FCA consults on workplace pension charge rules

The FCA has published a consultation on proposed new rules surrounding disclosure of costs of workplace pension schemes and has moved to address the challenge of negative transaction costs caused by anti-dilution methodology.

Workplace pension scheme governance bodies will be required to set out information about the transaction costs and the administration charges, as defined at COBS 19.8.1, for each default arrangement and each alternative fund option that the member is able to select, in the Chair’s report. It will also be required to include an illustration of the compounding effect of the aggregated costs and charges.

The regulator also wants to introduce new rules to stop the occurrence of negative transaction costs caused by anti-dilution. An open-ended fund may incur transaction costs when the fund buys or sells investments in response to flows into or out of the fund. Anti-dilution is the practice whereby the fund passes on those costs to the relevant incoming or outgoing investors., without which, ongoing investors would bear the costs of these transactions.

The COBS 19.8 rules require firms to calculate the costs of all the transactions done by a fund. They permit, but do not require, firms to subtract from this total cost any benefit that the fund gets from anti-dilution. But this has created situations where the benefit to a fund from anti-dilution is more than all the transaction costs that it has incurred over the same period, leading it to report negative transaction costs.

The FCA says that where the amount of anti-dilution benefit is more than all the transaction costs incurred, this should not be taken into account in the reported transaction costs. It proposes rule amendments to ensure that firms using an anti-dilution mechanism disclose anti-dilution benefit separately, and that the anti-dilution benefit must not be taken into account if and to the extent that the benefit would take the total transaction costs below zero.

The regulator also expressed concerns over different interpretations of how the COBS 19.8 rules work for transactions relating to bonds, and about a lack of availability of realistic prices. Many bonds trade infrequently, and so the prices available from data providers may not reflect the most recent market movements.

The FCAproposes to require firms to check the fairness of the pricebefore transacting. It considers that the best evidence that will be available for the market mid-price of the bond will be the average of the best bid and best offer obtained when seeking quotes from multiple counterparties.

It will also introduce rules into COBS that will require firms to ensure that scheme governance bodies ensure that all scheme members are provided with an annual communication which includes a brief description of the most recent costs and charges information available and how it can be accessed.

The FCA will publish a Policy Statement later this year, setting out final rules, which are planned to come into force from April 2020.

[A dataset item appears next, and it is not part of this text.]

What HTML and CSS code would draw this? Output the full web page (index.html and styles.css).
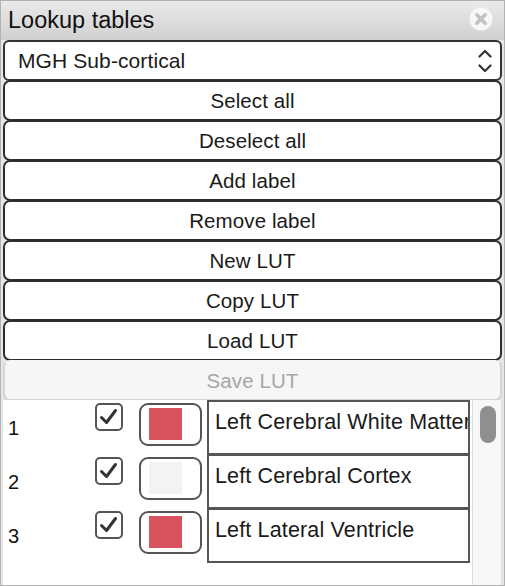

Aegon pensions director Steven Cameron says:“The FCA’s consultation on giving workplace pension members access to more information on costs and charges, including fund transaction costs, follows on from rules already set by the DWP for members of trust-based schemes. In future, more individuals will access this information, making it essential that it is calculated in a consistent and meaningful way and presented carefully in a context that allows those individual to make an informed decision.

“As other FCA findings show, there are still challenges around consistency. And while FCA is consulting on changes to avoid distortions created when funds apply anti-dilution mechanisms, there are other aspects of the prescribed ‘slippage cost’ methodology than can produce odd results including negative transaction costs.

“As well as making sure the calculation methodology is robust, it is essential that the information is presented in context. Making information available that could be misinterpreted and prompt unwise behaviour is dangerous. For example, individuals need to be helped to understand that transaction costs are an essential part of investing. Higher transaction costs are not necessarily something to avoid – if they produce better returns, that can be in the individual’s interest.”